The Hiring Problem

The hiring problem: Suppose that you need to hire a new office assistant. Your previous attempts at hiring have been unsuccessful, and you decide to use an employment agency. The employment agency will send you one candidate each day. You will interview that person and then decide to either hire that person or not. You must pay the employment agency a small fee to interview an applicant. To actually hire an applicant is more costly, however, since you must fire your current office assistant and pay a large hiring fee to the employment agency. You are committed to having, at all times, the best possible person for the job. Therefore, you decide that, after interviewing each applicant, if that applicant is better qualified than the current office assistant, you will fire the current office assistant and hire the new applicant. You are willing to pay the resulting price of this strategy, but you wish to estimate what that price will be.

The procedure HIRE-ASSISTANT, given below, expresses this strategy for hiring in pseudocode. It assumes that the candidates for the office assistant job are numbered 1 through n. The procedure assumes that you are able to, after interviewing candidate i, determine if candidate i is the best candidate you have seen so far. To initialize, the procedure creates a dummy candidate, numbered 0, who is less qualified than each of the other candidates.

HIRE-ASSISTANT(n)

1  best ← 0     ®candidate 0 is a least-qualified dummy candidate

2  for i ← 1 to n

3       do interview candidate i

4          if candidate i is better than candidate best

5             then best ← i

6                  hire candidate i

The cost model for this problem differs from the model described in Chapter 2. We are not concerned with the running time of HIRE-ASSISTANT, but instead with the cost incurred by interviewing and hiring. On the surface, analyzing the cost of this algorithm may seem very different from analyzing the running time of, say, merge sort. The analytical techniques used, however, are identical whether we are analyzing cost or running time. In either case, we are counting the number of times certain basic operations are executed.

Interviewing has a low cost, say c_i, whereas hiring is expensive, costing c_h. Let m be the number of people hired. Then the total cost associated with this algorithm is O(nc_i mc_h). No matter how many people we hire, we always interview n candidates and thus always incur the cost nc_i associated with interviewing. We therefore concentrate on analyzing mc_h, the hiring cost. This quantity varies with each run of the algorithm.

This scenario serves as a model for a common computational paradigm. It is often the case that we need to find the maximum or minimum value in a sequence by examining each element of the sequence and maintaining a current "winner." The hiring problem models how often we update our notion of which element is currently winning.

Worst-case analysis

In the worst case, we actually hire every candidate that we interview. This situation occurs if the candidates come in increasing order of quality, in which case we hire n times, for a total hiring cost of O(nc_h).

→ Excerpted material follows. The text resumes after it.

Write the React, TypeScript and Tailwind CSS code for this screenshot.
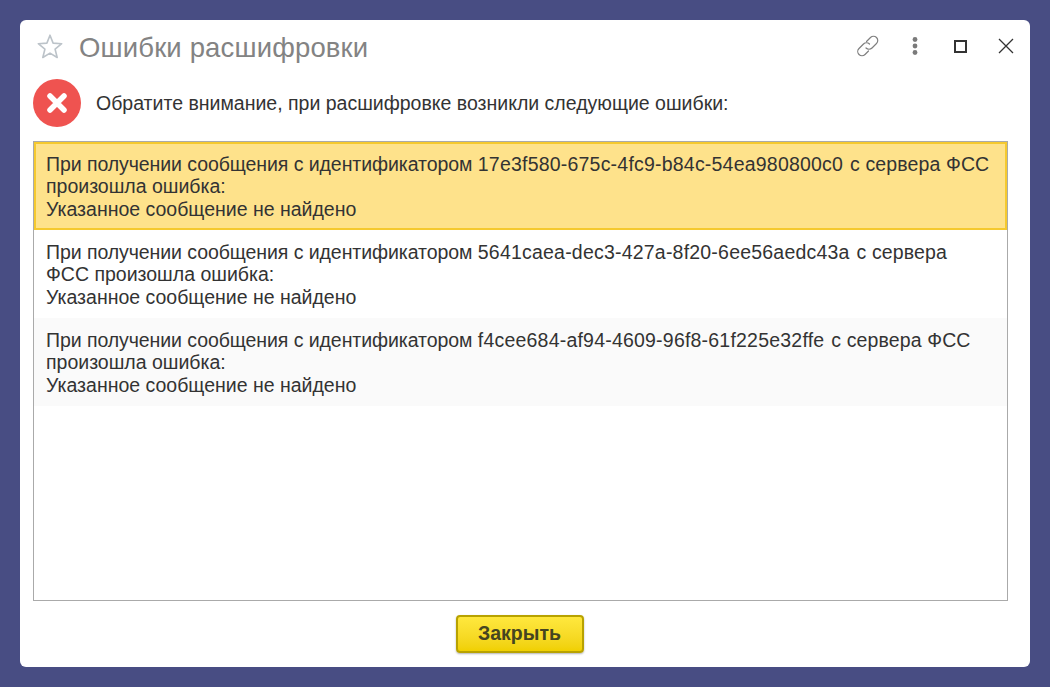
const rows = [
  {
    pre: "При получении сообщения с идентификатором",
    id: "17e3f580-675c-4fc9-b84c-54ea980800c0",
    post: "с сервера ФСС",
    next: "произошла ошибка:",
    cls: "bg-[#fee28b] border-2 border-[#f5c92f] px-[10px] pt-[9px] h-[88px]",
  },
  {
    pre: "При получении сообщения с идентификатором",
    id: "5641caea-dec3-427a-8f20-6ee56aedc43a",
    post: "с сервера",
    next: "ФСС произошла ошибка:",
    cls: "bg-white px-[12px] pt-[11px] h-[88px]",
  },
  {
    pre: "При получении сообщения с идентификатором",
    id: "f4cee684-af94-4609-96f8-61f225e32ffe",
    post: "с сервера ФСС",
    next: "произошла ошибка:",
    cls: "bg-[#fafafa] px-[12px] pt-[11px] h-[88px]",
  },
];

export default function App() {
  return (
    <div className="w-[1050px] h-[687px] bg-[#484d83] p-[20px] font-['Liberation_Sans',Arial,sans-serif]">
      <div className="w-[1010px] h-[647px] bg-white rounded-[6px] flex flex-col pl-[13px] pr-[22px]">
        {/* title bar */}
        <div className="flex items-center h-[56px] shrink-0">
          <svg width="28" height="28" viewBox="0 0 28 28" className="ml-[3px] mt-[-2px]" fill="none">
            <path d="M14 2.2l3.1 7.9 8.6.6-6.6 5.5 2.1 8.3L14 20.1l-7.2 4.4 2.1-8.3-6.6-5.5 8.6-.6z" stroke="#bcc3c9" strokeWidth="1.6" strokeLinejoin="round" />
          </svg>
          <div className="ml-[15px] text-[27.5px] leading-[32px] text-[#838383] mt-[-1px] tracking-[0.15px]">Ошибки расшифровки</div>
          <div className="ml-auto flex items-center mr-[-6px] mt-[-4px]">
            <svg width="26" height="26" viewBox="0 0 26 26" fill="none" stroke="#7f7f7f" strokeWidth="1.2" strokeLinecap="round">
              <path d="M11.5 8.5l4-4a4.2 4.2 0 0 1 6 6l-4.5 4.5a4.2 4.2 0 0 1-6 0" />
              <path d="M14.5 11a4.2 4.2 0 0 0-6 0L4 15.5a4.2 4.2 0 0 0 6 6l3.5-3.5" />
            </svg>
            <svg width="6" height="18" viewBox="0 0 6 18" className="ml-[31px]" fill="#7a7a7a">
              <circle cx="3" cy="2.5" r="2.4" />
              <circle cx="3" cy="9" r="2.4" />
              <circle cx="3" cy="15.5" r="2.4" />
            </svg>
            <div className="ml-[36px] w-[13px] h-[13px] border-2 border-[#333333]" />
            <svg width="16" height="16" viewBox="0 0 16 16" className="ml-[31px]" fill="none" stroke="#333333" strokeWidth="1.3">
              <path d="M1 1l14 14M15 1L1 15" />
            </svg>
          </div>
        </div>

        {/* message */}
        <div className="flex items-center h-[48px] shrink-0 mt-[3px]">
          <svg width="48" height="48" viewBox="0 0 48 48" className="shrink-0">
            <circle cx="24" cy="24" r="24" fill="#ef5350" />
            <path d="M17 17l14 14M31 17L17 31" stroke="#ffffff" strokeWidth="5.5" strokeLinecap="round" />
          </svg>
          <div className="ml-[15px] text-[19.5px] leading-[22px] text-[#333333] mt-[-1px]">
            Обратите внимание, при расшифровке возникли следующие ошибки:
          </div>
        </div>

        {/* error list */}
        <div className="mt-[14px] h-[460px] border border-[#aaaaaa] shrink-0">
          {rows.map((r) => (
            <div key={r.id} className={r.cls + " text-[19.5px] leading-[22.4px] text-[#333333]"}>
              <div className="whitespace-nowrap">
                <span className="tracking-[-0.07px]">{r.pre}</span>{" "}
                <span className="tracking-[0.21px]">{r.id}</span>{" "}
                <span className="ml-[1.5px] tracking-[0.12px]">{r.post}</span>
              </div>
              <div className="whitespace-nowrap">{r.next}</div>
              <div className="whitespace-nowrap">Указанное сообщение не найдено</div>
            </div>
          ))}
        </div>

        {/* footer */}
        <div className="flex justify-center mt-[14px] ml-[-2px]">
          <button className="w-[128px] h-[38px] rounded-[4px] border-2 border-[#b8a200] bg-gradient-to-b from-[#ffe83d] to-[#f0d000] shadow-[0_1px_2px_rgba(0,0,0,0.3)] text-[19.5px] font-bold text-[#454520]">
            Закрыть
          </button>
        </div>
      </div>
    </div>
  );
}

It might be reasonable to expect, however, that the candidates do not always come in increasing order of quality. In fact, we have no idea about the order in which they arrive, nor do we have any control over this order. Therefore, it is natural to ask what we expect to happen in a typical or average case.

Probabilistic analysis

Probabilistic analysisis the use of probability in the analysis of problems. Most commonly, we use probabilistic analysis to analyze the running time of an algorithm. Sometimes, we use it to analyze other quantities, such as the hiring cost in procedure HIRE-ASSISTANT. In order to perform a probabilistic analysis, we must use knowledge of, or make assumptions about, the distribution of the inputs. Then we analyze our algorithm, computing an expected running time. The expectation is taken over the distribution of the possible inputs. Thus we are, in effect, averaging the running time over all possible inputs.

We must be very careful in deciding on the distribution of inputs. For some problems, it is reasonable to assume something about the set of all possible inputs, and we can use probabilistic analysis as a technique for designing an efficient algorithm and as a means for gaining insight into a problem. For other problems, we cannot describe a reasonable input distribution, and in these cases we cannot use probabilistic analysis.

For the hiring problem, we can assume that the applicants come in a random order. What does that mean for this problem? We assume that we can compare any two candidates and decide which one is better qualified; that is, there is a total order on the candidates. We can therefore rank each candidate with a unique number from 1 through n, using rank(i) to denote the rank of applicant i, and adopt the convention that a higher rank corresponds to a better qualified applicant. The ordered list <rank(1), rank(2), ..., rank(n)> is a permutation of the list <1, 2, ..., n>. Saying that the applicants come in a random order is equivalent to saying that this list of ranks is equally likely to be any one of the n! permutations of the numbers 1 through n. Alternatively, we say that the ranks form a uniform random permutation; that is, each of the possible n! permutations appears with equal probability. Section 5.2 contains a probabilistic analysis of the hiring problem.